Student Scholar Symposium Abstracts and Posters

Document Type

Poster

Publication Date

Spring 5-14-2015

Faculty Advisor(s)

Marcus Herse

Abstract

My senior BFA exhibition is a project bringing awareness and reflection to the college subculture of drinking. I am creating a large installation (approx. 10x20ft) made out of over 4,000 red plastic cups in the shape of a Catholic Church altar. The cups are stacked and glued together in order to create patterns to separate the forms of the altar (three stairs, columns, the facade arches). The installation is shown at Chapman University's Guggenheim Gallery and must be site specific in order to reflect the nature of its existence and purpose. The installation reflects a parallel between forms of ritual: the ritual of binge drinking college students participate in, and the rituals associated with being in church. By using the form of an altar to display the cups, I hope to signify that drinking is a form of ritual.

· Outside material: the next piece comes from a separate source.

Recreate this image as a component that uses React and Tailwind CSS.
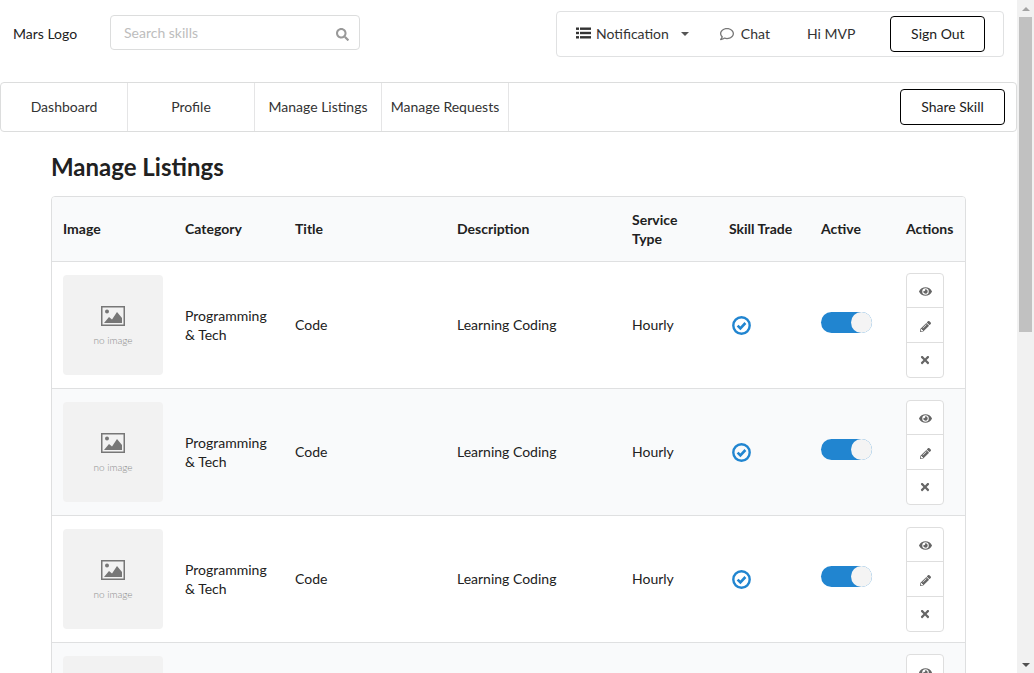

The form also represents a place of worship, as it seems as if students often seem to worship or place unusual reverence on the drinking and partying culture as if it had divine importance. Most viewers will be able to instantly recognize the red cup as a popular drinking vessel made famous by its symbolism of college party culture. I hope to harness this symbol and create a physical space with repetition of the material in order to question the culture in which I currently live in.

Comments

Presented at the Spring 2015 Student Research Day at Chapman University.